In seiner Ansprache wies Bernhard Fackelmann darauf hin, dass der Kreisverband zum 70. Jahrestag der Russlanddeportation im Januar 2015 hier auf dem Parkfriedhof in Untermenzing eine Gedenktafel für die Opfer der beiden Weltkriege, der Verschleppungen in die Sowjetunion und in die Bărăgan-Steppe sowie für die Verstorbenen in der alten Heimat anbringen ließ. Damit sei die bereits existierende Gedenkstätte der Vertriebenen, bestehend aus einem Gedenkstein des BdV und Gedenktafeln der Landsmannschaften der Schlesier und der Donauschwaben, erweitert und ein Ort des Gedenkens an die Toten unserer Gemeinschaft geschaffen worden. Die Gedenktafel sei auch ein Zeichen gegen das Vergessen, so Fackelmann. Dass die Opfer der Russlanddeportation nicht vergessen sind, zeige diese Gedenkfeier, zu der der Kreisverband alljährlich einlädt.

Der Bundesvorsitzende Peter-Dietmar Leber erinnerte daran, dass zu der Einweihung der Gedenktafel vor acht Jahren auch ehemalige Deportierte gekommen waren. Heute lebten nur noch wenige von ihnen und es seien die Kinder der ehemaligen Zwangsarbeiter, die den Gedenkveranstaltungen beiwohnten. Bei der Gedenkveranstaltung zum 75. Jahrestag der Deportation im Januar 2020 im Donauschwäbischen Zentralmuseum in Ulm sei der Fokus auf diese Gruppe und auf die Folgen der Russlanddeportation für die Kinder der Zwangsverschleppten gerichtet worden, die ebenfalls Opfer dieser Geschehnisse waren, betonte Leber. Um deren Sicht auf die Deportation von 1945 zu dokumentieren, habe die Landsmannschaft 2021 einen Band mit Erzählberichten von Kindern der Deportierten herausgebraucht. Diese offenbarten das ganze Ausmaß der Tragödie. Stellvertretend für tausende ähnliche Schicksale zitierte Leber aus dem Erzählbericht von Elisabeth Fander aus Blumenthal.

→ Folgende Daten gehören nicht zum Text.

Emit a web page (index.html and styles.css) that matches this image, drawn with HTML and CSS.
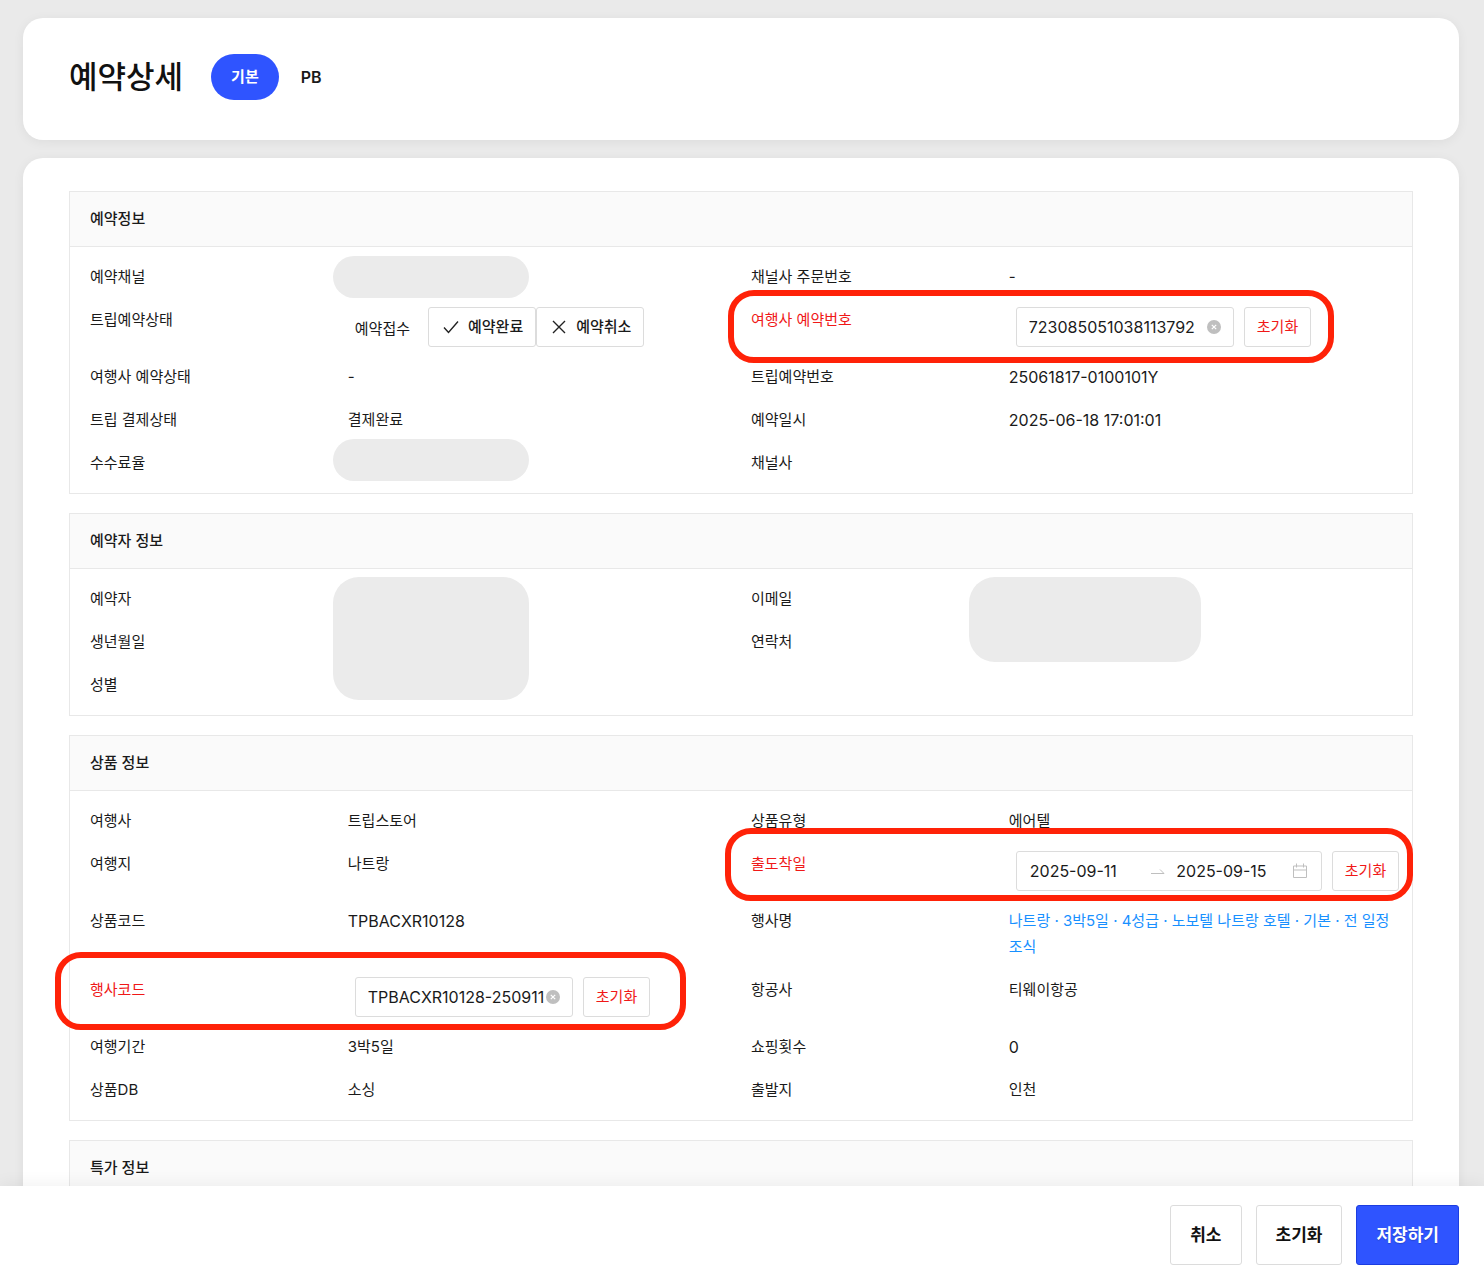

„Ich erinnere mich heute noch an diesen schweren Tag im Januar im Winter, als man die Mutter von zuhause weggeführt hat. Wir hatten geweint und geschrien, die haben mich geschubst und gestoßen, weil ich die Mutter nicht loslassen wollte“, schreibt Elisabeth Fander, die damals noch keine vier Jahre alt war. Ihre Mutter wurde ins Uralgebirge deportiert, wo sie fünf Jahre lang in einer Nickelgrube schuften musste. Ihren Vater hat sie nie kennengelernt, er ist kurz vor Kriegsende gefallen. Sie blieb mit ihrem vier Jahre älteren Bruder in der Obhut der Großeltern. „Keiner kann sich das vorstellen, ohne Eltern aufzuwachsen. Die Großeltern haben ihr Bestes gegeben, was sie nur konnten, haben sie für uns gemacht, aber es war hart und schwer“, erinnert sich Elisabeth Fander.

Zu dem Lied „Ich hatt՚ einen Kameraden“ wurde ein Kranz zum Gedenken an die Opfer der Deportation an der Banater Gedenktafel niedergelegt. Mit einem gemeinsam Vaterunser und dem Lied „Großer Gott, wir loben dich“ endete die Gedenkfeier 2023. 

Anschließend lud der Kreisvorsitzende alle anwesenden Landsleute zu Kaffee und Kuchen in eine nahegelegene Gaststätte ein, wo man sich bis zu später Stunde unterhielt und sich freute, nach der langen Corona-Zeit wieder beisammen zu sein.